WHAT IS ASKED: Tally the lines that include "this". Output the number only.

** START OF RECORDS TO USE **

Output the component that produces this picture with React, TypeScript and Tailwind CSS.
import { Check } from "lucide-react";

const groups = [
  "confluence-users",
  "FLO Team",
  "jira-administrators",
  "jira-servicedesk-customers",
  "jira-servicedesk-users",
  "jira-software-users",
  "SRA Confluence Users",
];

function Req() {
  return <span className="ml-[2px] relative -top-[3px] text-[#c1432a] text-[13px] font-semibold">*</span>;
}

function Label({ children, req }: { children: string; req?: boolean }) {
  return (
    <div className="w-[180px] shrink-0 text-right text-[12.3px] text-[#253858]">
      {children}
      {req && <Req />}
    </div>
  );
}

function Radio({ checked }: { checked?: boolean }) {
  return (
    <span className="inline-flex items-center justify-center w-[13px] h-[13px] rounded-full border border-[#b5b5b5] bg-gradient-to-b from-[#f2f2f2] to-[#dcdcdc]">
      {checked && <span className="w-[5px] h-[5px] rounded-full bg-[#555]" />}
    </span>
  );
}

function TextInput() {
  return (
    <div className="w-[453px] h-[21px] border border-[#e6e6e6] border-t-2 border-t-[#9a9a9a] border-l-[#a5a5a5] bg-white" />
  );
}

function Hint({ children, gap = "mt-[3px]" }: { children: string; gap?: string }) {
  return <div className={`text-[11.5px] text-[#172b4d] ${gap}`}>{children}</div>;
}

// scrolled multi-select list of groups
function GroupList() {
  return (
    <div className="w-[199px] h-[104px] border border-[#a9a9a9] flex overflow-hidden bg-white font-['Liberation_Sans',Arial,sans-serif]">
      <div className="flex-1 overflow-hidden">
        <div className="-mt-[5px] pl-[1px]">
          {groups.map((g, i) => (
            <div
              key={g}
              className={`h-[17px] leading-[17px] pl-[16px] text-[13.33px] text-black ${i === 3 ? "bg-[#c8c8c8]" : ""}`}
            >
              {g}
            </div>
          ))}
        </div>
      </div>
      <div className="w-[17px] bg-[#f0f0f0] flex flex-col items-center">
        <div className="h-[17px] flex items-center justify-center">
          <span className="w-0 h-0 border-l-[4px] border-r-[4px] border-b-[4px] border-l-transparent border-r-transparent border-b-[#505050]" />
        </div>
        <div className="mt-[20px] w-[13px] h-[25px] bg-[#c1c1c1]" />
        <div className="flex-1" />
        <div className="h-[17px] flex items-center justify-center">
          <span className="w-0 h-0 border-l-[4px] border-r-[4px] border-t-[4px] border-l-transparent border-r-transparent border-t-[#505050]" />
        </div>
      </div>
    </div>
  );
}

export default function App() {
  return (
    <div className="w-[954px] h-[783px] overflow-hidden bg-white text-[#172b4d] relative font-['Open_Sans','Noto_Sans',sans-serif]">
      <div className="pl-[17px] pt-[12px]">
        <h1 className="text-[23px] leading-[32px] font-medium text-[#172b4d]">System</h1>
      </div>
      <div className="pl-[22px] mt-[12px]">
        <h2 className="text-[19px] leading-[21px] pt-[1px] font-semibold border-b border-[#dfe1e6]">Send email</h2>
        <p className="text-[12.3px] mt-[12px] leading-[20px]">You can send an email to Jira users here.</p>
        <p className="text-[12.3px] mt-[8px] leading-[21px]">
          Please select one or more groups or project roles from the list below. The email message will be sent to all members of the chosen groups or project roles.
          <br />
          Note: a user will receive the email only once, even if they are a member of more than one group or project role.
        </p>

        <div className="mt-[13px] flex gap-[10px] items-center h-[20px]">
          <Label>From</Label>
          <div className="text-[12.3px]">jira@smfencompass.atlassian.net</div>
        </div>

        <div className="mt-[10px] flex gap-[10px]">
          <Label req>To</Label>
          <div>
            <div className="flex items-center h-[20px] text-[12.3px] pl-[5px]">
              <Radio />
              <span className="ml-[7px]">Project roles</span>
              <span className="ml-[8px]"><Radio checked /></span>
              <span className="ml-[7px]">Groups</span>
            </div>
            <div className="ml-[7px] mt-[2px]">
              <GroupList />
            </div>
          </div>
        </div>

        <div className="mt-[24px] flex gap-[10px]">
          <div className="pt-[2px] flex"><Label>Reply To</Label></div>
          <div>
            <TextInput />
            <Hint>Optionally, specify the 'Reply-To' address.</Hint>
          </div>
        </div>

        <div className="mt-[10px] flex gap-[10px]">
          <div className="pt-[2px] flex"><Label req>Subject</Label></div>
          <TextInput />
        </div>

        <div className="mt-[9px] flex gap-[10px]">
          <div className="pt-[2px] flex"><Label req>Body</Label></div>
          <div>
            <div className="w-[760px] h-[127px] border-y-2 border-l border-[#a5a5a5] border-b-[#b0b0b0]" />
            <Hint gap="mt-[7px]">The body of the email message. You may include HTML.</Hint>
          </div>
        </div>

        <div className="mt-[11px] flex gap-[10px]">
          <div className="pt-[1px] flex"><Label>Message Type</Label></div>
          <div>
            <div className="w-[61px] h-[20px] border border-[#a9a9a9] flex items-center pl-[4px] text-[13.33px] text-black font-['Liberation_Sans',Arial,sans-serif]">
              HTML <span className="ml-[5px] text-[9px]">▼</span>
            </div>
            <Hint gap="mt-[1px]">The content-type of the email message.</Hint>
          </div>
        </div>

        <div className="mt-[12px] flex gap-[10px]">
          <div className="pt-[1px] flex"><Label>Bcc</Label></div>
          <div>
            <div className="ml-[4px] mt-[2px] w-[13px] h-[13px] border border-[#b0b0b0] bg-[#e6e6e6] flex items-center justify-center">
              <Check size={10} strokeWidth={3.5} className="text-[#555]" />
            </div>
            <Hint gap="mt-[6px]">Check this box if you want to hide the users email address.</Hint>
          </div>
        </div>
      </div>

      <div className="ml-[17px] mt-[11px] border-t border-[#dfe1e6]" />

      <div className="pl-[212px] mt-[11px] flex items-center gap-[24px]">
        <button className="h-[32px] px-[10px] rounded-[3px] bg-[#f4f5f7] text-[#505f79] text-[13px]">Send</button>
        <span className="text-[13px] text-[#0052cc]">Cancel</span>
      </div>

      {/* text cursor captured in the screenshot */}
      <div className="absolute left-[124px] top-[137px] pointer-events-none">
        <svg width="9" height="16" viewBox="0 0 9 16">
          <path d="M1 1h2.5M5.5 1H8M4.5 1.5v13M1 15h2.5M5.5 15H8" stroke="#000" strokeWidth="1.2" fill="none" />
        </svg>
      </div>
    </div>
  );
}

** END OF RECORDS TO USE **
** START OF RECORDS TO USE **

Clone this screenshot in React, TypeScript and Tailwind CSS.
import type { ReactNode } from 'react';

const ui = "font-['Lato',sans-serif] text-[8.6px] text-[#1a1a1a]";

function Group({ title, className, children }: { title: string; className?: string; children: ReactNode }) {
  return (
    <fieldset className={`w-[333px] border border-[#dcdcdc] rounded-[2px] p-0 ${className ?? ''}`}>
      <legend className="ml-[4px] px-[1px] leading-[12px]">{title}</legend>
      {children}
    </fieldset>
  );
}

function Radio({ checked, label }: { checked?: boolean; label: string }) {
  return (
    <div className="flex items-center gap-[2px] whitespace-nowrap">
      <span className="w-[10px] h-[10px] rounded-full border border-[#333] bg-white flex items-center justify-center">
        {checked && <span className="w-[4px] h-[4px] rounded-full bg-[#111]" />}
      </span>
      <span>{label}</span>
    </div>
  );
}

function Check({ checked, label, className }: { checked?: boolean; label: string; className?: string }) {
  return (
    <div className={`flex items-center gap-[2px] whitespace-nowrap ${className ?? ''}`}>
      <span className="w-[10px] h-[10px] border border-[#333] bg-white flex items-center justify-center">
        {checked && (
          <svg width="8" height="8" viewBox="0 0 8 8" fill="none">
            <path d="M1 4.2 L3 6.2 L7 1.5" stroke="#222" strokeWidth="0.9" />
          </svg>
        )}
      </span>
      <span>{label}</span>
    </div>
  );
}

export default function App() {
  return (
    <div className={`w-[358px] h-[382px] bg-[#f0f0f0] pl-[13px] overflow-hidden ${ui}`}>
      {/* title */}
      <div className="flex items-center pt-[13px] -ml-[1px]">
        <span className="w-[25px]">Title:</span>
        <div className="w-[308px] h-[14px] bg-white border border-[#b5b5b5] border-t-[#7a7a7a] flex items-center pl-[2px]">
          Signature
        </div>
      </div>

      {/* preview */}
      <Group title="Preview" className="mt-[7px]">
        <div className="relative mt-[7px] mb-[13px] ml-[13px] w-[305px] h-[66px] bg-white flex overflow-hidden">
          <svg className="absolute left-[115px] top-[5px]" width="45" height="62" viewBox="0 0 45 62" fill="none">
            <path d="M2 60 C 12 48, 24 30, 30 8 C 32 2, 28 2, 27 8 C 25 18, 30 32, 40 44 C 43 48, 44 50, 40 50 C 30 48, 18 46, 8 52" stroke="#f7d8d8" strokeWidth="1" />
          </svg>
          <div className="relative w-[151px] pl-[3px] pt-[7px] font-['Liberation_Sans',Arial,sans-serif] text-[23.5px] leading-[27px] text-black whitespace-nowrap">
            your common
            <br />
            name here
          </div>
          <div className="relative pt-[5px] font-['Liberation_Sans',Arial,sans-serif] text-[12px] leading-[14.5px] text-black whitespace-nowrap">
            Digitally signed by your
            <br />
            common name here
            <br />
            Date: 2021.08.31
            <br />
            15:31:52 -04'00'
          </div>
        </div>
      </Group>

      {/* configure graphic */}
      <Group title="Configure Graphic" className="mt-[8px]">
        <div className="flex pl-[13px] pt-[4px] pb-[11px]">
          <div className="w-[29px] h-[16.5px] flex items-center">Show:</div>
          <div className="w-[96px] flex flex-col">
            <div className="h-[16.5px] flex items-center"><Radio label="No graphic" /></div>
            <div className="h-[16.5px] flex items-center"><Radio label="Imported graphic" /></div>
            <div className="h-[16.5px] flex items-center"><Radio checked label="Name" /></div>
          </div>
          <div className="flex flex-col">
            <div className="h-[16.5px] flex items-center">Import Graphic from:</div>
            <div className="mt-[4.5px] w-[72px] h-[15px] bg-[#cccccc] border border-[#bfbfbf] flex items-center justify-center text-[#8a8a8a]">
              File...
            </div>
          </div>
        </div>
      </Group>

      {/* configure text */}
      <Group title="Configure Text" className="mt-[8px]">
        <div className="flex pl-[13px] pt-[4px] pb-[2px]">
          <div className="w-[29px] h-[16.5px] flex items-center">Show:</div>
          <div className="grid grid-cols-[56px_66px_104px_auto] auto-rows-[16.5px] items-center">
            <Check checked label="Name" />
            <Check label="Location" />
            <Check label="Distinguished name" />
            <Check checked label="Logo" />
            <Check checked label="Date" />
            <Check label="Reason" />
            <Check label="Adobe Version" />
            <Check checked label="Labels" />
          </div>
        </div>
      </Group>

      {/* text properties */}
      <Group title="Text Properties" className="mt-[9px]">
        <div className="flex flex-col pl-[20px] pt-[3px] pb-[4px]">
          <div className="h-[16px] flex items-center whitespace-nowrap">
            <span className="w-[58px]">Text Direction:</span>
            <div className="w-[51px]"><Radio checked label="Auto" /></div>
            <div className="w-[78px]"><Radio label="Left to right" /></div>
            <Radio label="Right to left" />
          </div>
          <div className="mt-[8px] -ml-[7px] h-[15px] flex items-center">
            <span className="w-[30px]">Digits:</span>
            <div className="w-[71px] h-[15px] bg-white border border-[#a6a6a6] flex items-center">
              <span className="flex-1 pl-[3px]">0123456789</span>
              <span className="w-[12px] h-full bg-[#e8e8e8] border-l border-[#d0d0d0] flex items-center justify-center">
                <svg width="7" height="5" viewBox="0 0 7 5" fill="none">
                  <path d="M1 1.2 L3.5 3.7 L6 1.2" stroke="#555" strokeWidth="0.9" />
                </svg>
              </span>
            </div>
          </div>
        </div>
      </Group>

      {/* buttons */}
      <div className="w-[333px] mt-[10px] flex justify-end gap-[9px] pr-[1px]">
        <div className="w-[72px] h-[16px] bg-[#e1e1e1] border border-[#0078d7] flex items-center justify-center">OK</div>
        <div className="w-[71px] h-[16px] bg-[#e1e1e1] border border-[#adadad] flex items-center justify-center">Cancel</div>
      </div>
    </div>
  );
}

** END OF RECORDS TO USE **

SOLUTION BELOW: 3